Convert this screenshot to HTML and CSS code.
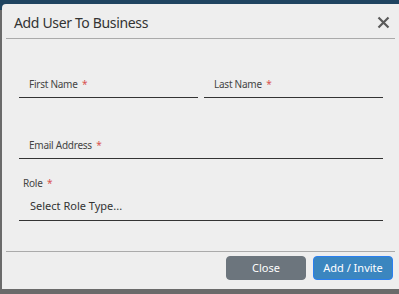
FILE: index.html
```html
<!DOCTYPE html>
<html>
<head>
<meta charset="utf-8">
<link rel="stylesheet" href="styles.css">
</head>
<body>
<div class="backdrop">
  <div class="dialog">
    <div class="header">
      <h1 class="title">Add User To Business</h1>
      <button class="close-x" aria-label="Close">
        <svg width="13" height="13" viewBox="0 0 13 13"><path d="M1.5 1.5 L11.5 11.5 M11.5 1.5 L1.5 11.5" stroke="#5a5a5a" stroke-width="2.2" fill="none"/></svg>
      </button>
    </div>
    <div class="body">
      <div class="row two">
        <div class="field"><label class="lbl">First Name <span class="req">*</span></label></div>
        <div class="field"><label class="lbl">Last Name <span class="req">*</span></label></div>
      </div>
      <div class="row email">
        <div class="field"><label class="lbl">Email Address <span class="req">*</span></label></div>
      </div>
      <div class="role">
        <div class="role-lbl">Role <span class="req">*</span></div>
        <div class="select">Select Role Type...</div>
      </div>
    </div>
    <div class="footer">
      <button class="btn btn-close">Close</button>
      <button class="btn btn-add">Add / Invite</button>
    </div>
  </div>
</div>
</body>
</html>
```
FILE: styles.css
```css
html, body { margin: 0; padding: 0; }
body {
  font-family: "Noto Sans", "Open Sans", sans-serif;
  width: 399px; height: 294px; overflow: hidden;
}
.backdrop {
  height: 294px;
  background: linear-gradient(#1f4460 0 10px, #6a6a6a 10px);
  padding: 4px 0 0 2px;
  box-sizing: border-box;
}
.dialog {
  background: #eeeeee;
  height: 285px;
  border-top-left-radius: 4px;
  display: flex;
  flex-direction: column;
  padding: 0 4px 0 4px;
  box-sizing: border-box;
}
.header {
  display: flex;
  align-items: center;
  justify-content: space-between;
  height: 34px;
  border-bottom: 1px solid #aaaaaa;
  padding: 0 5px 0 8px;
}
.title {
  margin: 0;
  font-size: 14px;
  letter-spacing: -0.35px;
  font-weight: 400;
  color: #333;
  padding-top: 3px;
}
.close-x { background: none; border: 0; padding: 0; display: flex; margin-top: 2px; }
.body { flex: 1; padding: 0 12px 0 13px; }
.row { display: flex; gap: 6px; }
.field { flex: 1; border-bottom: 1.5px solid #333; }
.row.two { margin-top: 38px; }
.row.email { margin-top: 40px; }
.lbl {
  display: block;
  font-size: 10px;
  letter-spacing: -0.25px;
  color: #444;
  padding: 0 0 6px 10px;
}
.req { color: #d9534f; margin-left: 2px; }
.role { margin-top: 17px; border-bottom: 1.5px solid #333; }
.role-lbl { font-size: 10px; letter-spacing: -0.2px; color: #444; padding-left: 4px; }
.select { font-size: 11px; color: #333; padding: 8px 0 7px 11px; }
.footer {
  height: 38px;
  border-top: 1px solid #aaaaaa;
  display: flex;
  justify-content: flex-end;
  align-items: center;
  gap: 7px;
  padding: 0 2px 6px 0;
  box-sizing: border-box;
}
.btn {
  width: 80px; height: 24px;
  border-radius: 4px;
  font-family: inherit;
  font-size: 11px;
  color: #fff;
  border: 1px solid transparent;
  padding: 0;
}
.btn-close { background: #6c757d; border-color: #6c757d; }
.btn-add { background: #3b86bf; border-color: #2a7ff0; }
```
· · · ·
- [Task requirements]
Write the full listing out again with every line unchanged, but include no pictures.

- [Answer below]
Convert this screenshot to HTML and CSS code.
FILE: index.html
```html
<!DOCTYPE html>
<html>
<head>
<meta charset="utf-8">
<link rel="stylesheet" href="styles.css">
</head>
<body>
<div class="backdrop">
  <div class="dialog">
    <div class="header">
      <h1 class="title">Add User To Business</h1>
      <button class="close-x" aria-label="Close">
        <svg width="13" height="13" viewBox="0 0 13 13"><path d="M1.5 1.5 L11.5 11.5 M11.5 1.5 L1.5 11.5" stroke="#5a5a5a" stroke-width="2.2" fill="none"/></svg>
      </button>
    </div>
    <div class="body">
      <div class="row two">
        <div class="field"><label class="lbl">First Name <span class="req">*</span></label></div>
        <div class="field"><label class="lbl">Last Name <span class="req">*</span></label></div>
      </div>
      <div class="row email">
        <div class="field"><label class="lbl">Email Address <span class="req">*</span></label></div>
      </div>
      <div class="role">
        <div class="role-lbl">Role <span class="req">*</span></div>
        <div class="select">Select Role Type...</div>
      </div>
    </div>
    <div class="footer">
      <button class="btn btn-close">Close</button>
      <button class="btn btn-add">Add / Invite</button>
    </div>
  </div>
</div>
</body>
</html>
```
FILE: styles.css
```css
html, body { margin: 0; padding: 0; }
body {
  font-family: "Noto Sans", "Open Sans", sans-serif;
  width: 399px; height: 294px; overflow: hidden;
}
.backdrop {
  height: 294px;
  background: linear-gradient(#1f4460 0 10px, #6a6a6a 10px);
  padding: 4px 0 0 2px;
  box-sizing: border-box;
}
.dialog {
  background: #eeeeee;
  height: 285px;
  border-top-left-radius: 4px;
  display: flex;
  flex-direction: column;
  padding: 0 4px 0 4px;
  box-sizing: border-box;
}
.header {
  display: flex;
  align-items: center;
  justify-content: space-between;
  height: 34px;
  border-bottom: 1px solid #aaaaaa;
  padding: 0 5px 0 8px;
}
.title {
  margin: 0;
  font-size: 14px;
  letter-spacing: -0.35px;
  font-weight: 400;
  color: #333;
  padding-top: 3px;
}
.close-x { background: none; border: 0; padding: 0; display: flex; margin-top: 2px; }
.body { flex: 1; padding: 0 12px 0 13px; }
.row { display: flex; gap: 6px; }
.field { flex: 1; border-bottom: 1.5px solid #333; }
.row.two { margin-top: 38px; }
.row.email { margin-top: 40px; }
.lbl {
  display: block;
  font-size: 10px;
  letter-spacing: -0.25px;
  color: #444;
  padding: 0 0 6px 10px;
}
.req { color: #d9534f; margin-left: 2px; }
.role { margin-top: 17px; border-bottom: 1.5px solid #333; }
.role-lbl { font-size: 10px; letter-spacing: -0.2px; color: #444; padding-left: 4px; }
.select { font-size: 11px; color: #333; padding: 8px 0 7px 11px; }
.footer {
  height: 38px;
  border-top: 1px solid #aaaaaa;
  display: flex;
  justify-content: flex-end;
  align-items: center;
  gap: 7px;
  padding: 0 2px 6px 0;
  box-sizing: border-box;
}
.btn {
  width: 80px; height: 24px;
  border-radius: 4px;
  font-family: inherit;
  font-size: 11px;
  color: #fff;
  border: 1px solid transparent;
  padding: 0;
}
.btn-close { background: #6c757d; border-color: #6c757d; }
.btn-add { background: #3b86bf; border-color: #2a7ff0; }
```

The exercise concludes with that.